Völlig neu sind all diese Beobachtungen und Thesen naturgemäß nicht, aber man hat das selten so „paradox„ verdichtet zu lesen bekommen. Besonders überzeugend sind dabei die vielfältigen Querbezüge zwischen Alltagskultur und medial-diskursvier Repräsentation, die die Einseitigkeiten der „Alltagsgeschichte„ wie auch der Ideengeschichte kunstvoll hinter sich lassen, indem „Medienereignisse„ auf den verschiedensten Ebenen von der intellektuellen Spekulation bis zur handfesten Vermarktung entfaltet werden: So zeigt Gumbrecht beispielsweise, wie die spektakuläre Ausgrabung der Mumie Tutenchamuns nicht nur zu vielfältigen Spekulationen über vorchristliche Kulturen, sondern auch zu einer regelrechten Welle der Kleidermode mit Tutenchamun-Motiven führte. Und ähnliches galt für den Kult um Josephine Baker, der nicht nur die theatralischen Phantasien von Intellektuellen wie Max Reinhardt entzündete, sondern sich auch in hohen Verkaufszahlen von Pomade, Platten und Puppen niederschlug (ob auch der Verkauf von Bananen nach dem legendären Bananen-Tanz anstieg, bleibt allerdings ungeklärt).

Gumbrecht hat mit diesem Buch sicher nicht den „Stein der Weisen„ nach dem Ende der großen Theorien gefunden, zumal sein Verfahren außerhalb der Kulturgeschichte auf massive Grenzen stößt. Aber er hat ein innovatives Experiment vorgelegt, das zeigt, was eine moderne intellectual history leisten kann, die nach dem unbestreitbaren Verblassen der „großen Theorien„ nach neuen Wegen sucht.
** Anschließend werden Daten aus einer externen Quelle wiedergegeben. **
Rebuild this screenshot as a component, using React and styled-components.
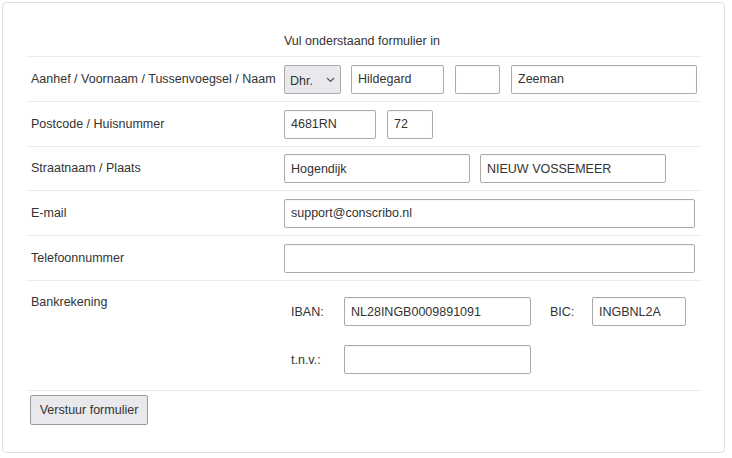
import React from "react";
import styled, { createGlobalStyle } from "styled-components";

const Global = createGlobalStyle`
  html, body { margin: 0; padding: 0; background: #fff; }
  body { font-family: "Liberation Sans", Arial, sans-serif; font-size: 12.5px; color: #333; }
  * { box-sizing: border-box; }
`;

const Card = styled.div`
  margin: 2px;
  width: 723px;
  height: 451px;
  border: 1px solid #e0e0e0;
  border-radius: 4px;
  padding: 23px 22px 0 23px;
  background: #fff;
`;

const Header = styled.div`
  height: 30px;
  display: flex;
  align-items: center;
  padding-left: 258px;
  padding-bottom: 1px;
`;

const Row = styled.div`
  display: grid;
  grid-template-columns: 258px 1fr;
  border-top: 1px solid #ececec;
  height: ${(p) => p.$h || 45}px;
  align-items: ${(p) => (p.$top ? "start" : "center")};
`;

const Label = styled.div`
  padding-left: 5px;
  padding-top: ${(p) => p.$pt || 0}px;
  line-height: 15px;
  white-space: nowrap;
`;

const Fields = styled.div`
  display: flex;
  align-items: center;
  gap: ${(p) => p.$gap || 10}px;
`;

const Input = styled.input`
  width: ${(p) => p.$w}px;
  height: 29px;
  margin-right: ${(p) => p.$mr || 0}px;
  border: 1px solid #ababab;
  border-radius: 2px;
  padding: 0 6px;
  font-family: inherit;
  font-size: 12.5px;
  color: #333;
  background: #fff;
  box-shadow: inset 0 1px 1px rgba(0, 0, 0, 0.04);
  outline: none;
`;

const SelectWrap = styled.div`
  position: relative;
  width: 57px;
  height: 29px;
`;

const Select = styled.select`
  appearance: none;
  width: 100%;
  height: 100%;
  border: 1px solid #ababab;
  border-radius: 2px;
  background: #e9e9ed;
  padding: 3px 0 0 5px;
  font-family: inherit;
  font-size: 12.5px;
  color: #333;
  outline: none;
`;

const Chevron = styled.svg`
  position: absolute;
  right: 6px;
  top: 12px;
  pointer-events: none;
`;

const BankGrid = styled.div`
  display: grid;
  grid-template-columns: 60px 187px 19px 42px 94px;
  grid-template-rows: 29px 29px;
  row-gap: 19px;
  align-items: center;
  padding-top: 16px;
`;

const BankLabel = styled.div`
  padding-left: ${(p) => p.$pl || 0}px;
  grid-column: ${(p) => p.$col};
`;

const ButtonRow = styled.div`
  border-top: 1px solid #ececec;
  padding: 4px 0 0 4px;
`;

const Button = styled.button`
  height: 30px;
  width: 118px;
  background: #e9e9ed;
  border: 1px solid #9a9a9a;
  border-radius: 2px;
  font-family: inherit;
  font-size: 12.5px;
  color: #333;
  padding: 0;
`;

export default function App() {
  return (
    <>
      <Global />
      <Card>
        <Header>Vul onderstaand formulier in</Header>
        <Row>
          <Label>Aanhef / Voornaam / Tussenvoegsel / Naam</Label>
          <Fields $gap={10}>
            <SelectWrap>
              <Select defaultValue="Dhr.">
                <option>Dhr.</option>
                <option>Mevr.</option>
              </Select>
              <Chevron width="9" height="6" viewBox="0 0 9 6">
                <path d="M1 1 L4.5 4.5 L8 1" fill="none" stroke="#555" strokeWidth="1.2" />
              </Chevron>
            </SelectWrap>
            <Input $w={93} $mr={1} defaultValue="Hildegard" />
            <Input $w={45} $mr={1} defaultValue="" />
            <Input $w={186} defaultValue="Zeeman" />
          </Fields>
        </Row>
        <Row>
          <Label>Postcode / Huisnummer</Label>
          <Fields $gap={11}>
            <Input $w={92} defaultValue="4681RN" />
            <Input $w={46} defaultValue="72" />
          </Fields>
        </Row>
        <Row $h={44}>
          <Label>Straatnaam / Plaats</Label>
          <Fields $gap={10}>
            <Input $w={186} defaultValue="Hogendijk" />
            <Input $w={186} defaultValue="NIEUW VOSSEMEER" />
          </Fields>
        </Row>
        <Row>
          <Label>E-mail</Label>
          <Fields>
            <Input $w={411} defaultValue="support@conscribo.nl" />
          </Fields>
        </Row>
        <Row>
          <Label>Telefoonnummer</Label>
          <Fields>
            <Input $w={411} defaultValue="" />
          </Fields>
        </Row>
        <Row $h={110} $top>
          <Label $pt={14}>Bankrekening</Label>
          <BankGrid>
            <BankLabel $pl={7} $col="1">IBAN:</BankLabel>
            <Input $w={187} defaultValue="NL28INGB0009891091" />
            <BankLabel $col="4">BIC:</BankLabel>
            <Input $w={94} defaultValue="INGBNL2A" />
            <BankLabel $pl={7} $col="1">t.n.v.:</BankLabel>
            <Input $w={187} defaultValue="" />
          </BankGrid>
        </Row>
        <ButtonRow>
          <Button>Verstuur formulier</Button>
        </ButtonRow>
      </Card>
    </>
  );
}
Das hat mit postmoderner Beliebigkeit nichts zu tun, denn Gumbrecht löst ein, was er selbst historisch beschreibt: Dass ein wesentliches Grundprinzip der Moderne im Bewusstmachen der radikalen Perspektivität und historischen Kontingenz von Erkenntnis und Wahrnehmung besteht – das sollte vielleicht insbesondere im Lande der „Geschichts-Lehrer„ zu denken geben.